In short: Firms are still raising and closing funds—or at least they were in the first half of 2015. And, in fact, most people in the private equity energy fundraising business are optimistic. They know that this is a cycle, and, as many are veterans of previous periods of oil price volatility, they know that opportunities are available if the right strategy is in place.

Kelly DePonte, the managing director at Probitas Partners, who is also responsible for the firm’s research, says the trend of 2015 energy fundraising has centered on distressed opportunities. “The bet in 2015 was that things could be bought cheaply, and that did not come to fruition,” he says.

There were many funds in the market at the beginning of 2015, with a lot of general partners of the mindset that they would buy some of these distressed assets. But because of the underlying environment, says DePonte, a lot of the sellers were reluctant to part with assets. And then the same GPs who were excited about buying opportunities in January of 2015 pushed that forward to January of 2016.

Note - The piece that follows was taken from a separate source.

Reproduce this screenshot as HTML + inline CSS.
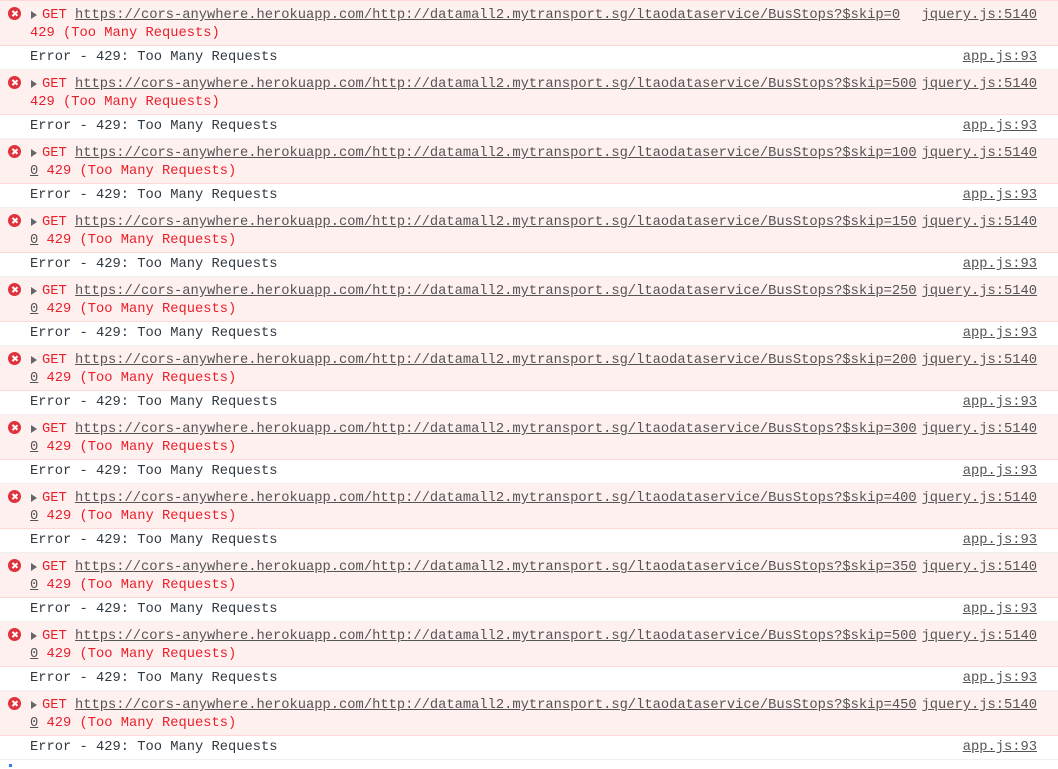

Managers with energy-focused funds in the market, or thought to be coming to market in the next 12 months, include Kayne Anderson Capital Advisors, currently at $1.6B of capital; Lime Rock Partners, currently at $1B; Denham Capital Management, with a current fund size of $2.5B; and the Carlyle Group at $1.5B, according to a Probitas report on developed-market PE funds.

North American energy-focused private equity fundraising from January-Nov. 9 2010-2015, including number of funds and capital raised. Source: Preqin

There are also a few managers of private energy debt funds in the market through September 2015, according to a separate Probitas report, including PetroCap, targeting $300M in its second fund; Riverstone Holdings, targeting $1B; and EIG Global Energy Partners, also targeting $1B.

According to Preqin, fundraising for global private energy debt funds—a significant factor in 2013’s private debt fund total—dwindled significantly as oil prices collapsed. As of June 2015, there wasn’t even enough capital being raised in energy debt funds in the market to register in a bar chart.

Another piece of the puzzle is in the dynamics of putting all of the capital to work that’s been—or is currently being—raised. DePonte says that with the amount of PE dry powder waiting to be put to work that’s already targeted at energy, LPs will likely be reluctant in the near term to commit more.

“Many investors have placed energy bets on certain managers during the recent turmoil,” says DePonte. “Many of them are waiting to see how that capital is deployed before committing more.”

As of the end of October, there were 30 global energy-focused private equity funds closed. While that is down from the 50 funds closed in the boom year of 2013, the amount of capital raised so far in 2015 that’s been earmarked for energy beats each of the past five years.